The 2016 St. Lucian General Election found me attending the Caribbean Studies Association Annual Conference in Haiti, and as such I was neither aware nor affected by what I later discovered to be amusingly over-discussed post-election comments attributed to me by Barbadian news-reporters.


Invited to comment on the election result, I surmised that the victory by the Allen Chastanet-led United Workers Party (UWP) could not be attributed superior ideas, since it was not an ‘ideas” campaign, nor could it be attributed to the UWP superior team, given their relative inexperience and under-qualification academically. Given the shock of the victory therefore, and given my relative distance, I surmised (as a first and passing viewpoint just the morning after) that money might have played a role in shaping the outcome.


Deeper knowledge suggests that the election was a revolt against the St. Lucia Labour Party, rather than a positive affirmation of the UWP. Significantly, my own published writings on Caribbean elections in the era of neo-liberalism has presented the one-term and general anti-incumbency phenomena as a significant post-2000 feature, thus despite my expectation that the Anthony Administration would have bucked the trend given the relatively unknown nature of the UWP-team, there is a well-established basis for understanding the UWP victory.

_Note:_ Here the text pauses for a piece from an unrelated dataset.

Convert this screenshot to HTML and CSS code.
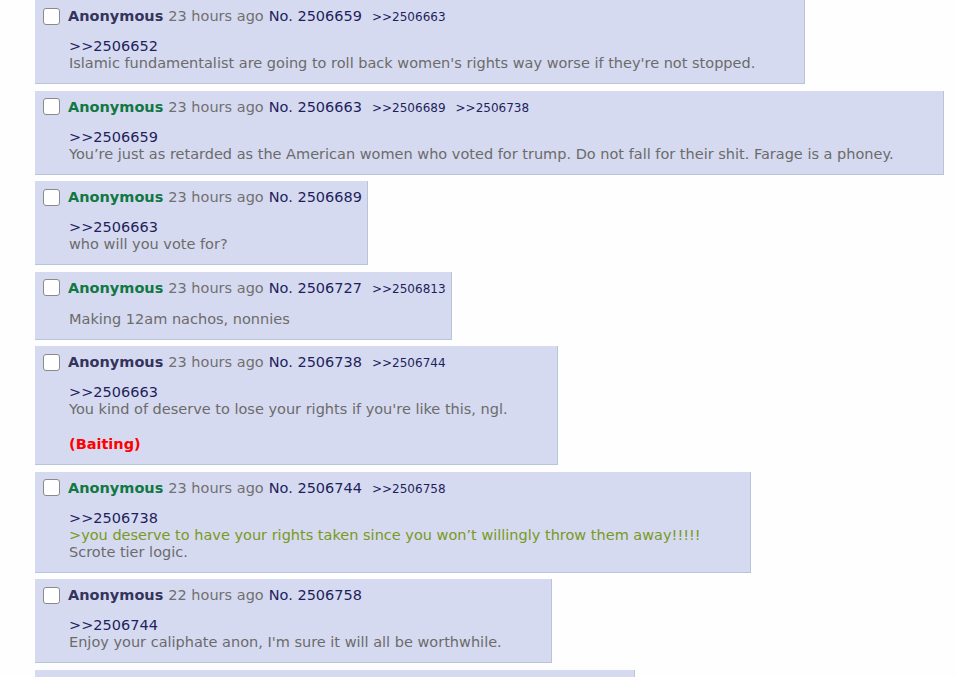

There is much in the Chastanet victory which suggests the deeper slippage of Caribbean politics into neo-liberal norms. For example, the same global forces which have legitimised Donald Trump’s success in winning the US Republican party’s nomination explicitly as a businessman-politician, can also explain Chastanet’s daring to become a business-politician.


Not only is the neo-liberal assumption that business success is synonymous with political wisdom evident in Chastanet’s emergence, but significantly it is also pronounced in the fact that he is not historically grounded in the labour movement, the traditional left, the youth movement, nor did he have any deep and long-standing association with any of the traditional political parties in St. Lucia. The factors which made Chastanet “acceptable” and “electable”, or at the very least “inoffensive” enough to be “given a chance”, are deeply rooted in the new dominant neo-liberal environment.


Having been facilitated by the neo-liberal environment, it is expected that Chastanet’s leadership will be defined by the pursuit of pro-business policies at the expense of social policies. Uncharacteristically, a leading regional businessman was the first to issue a congratulatory message. Already, the false promise of the abolition of VAT has been put on hold, and as in the case of the recently elected Jamaica Labour Party, more of the grandiose electoral promises are expected to be shelved.


As neo-liberalism, deepens, the capitalists will be less willing to leave governments in the hands of a non-capitalist “managerial committee”. They are now going for direct power themselves. The Caribbean working people are in for a few years of hard struggle.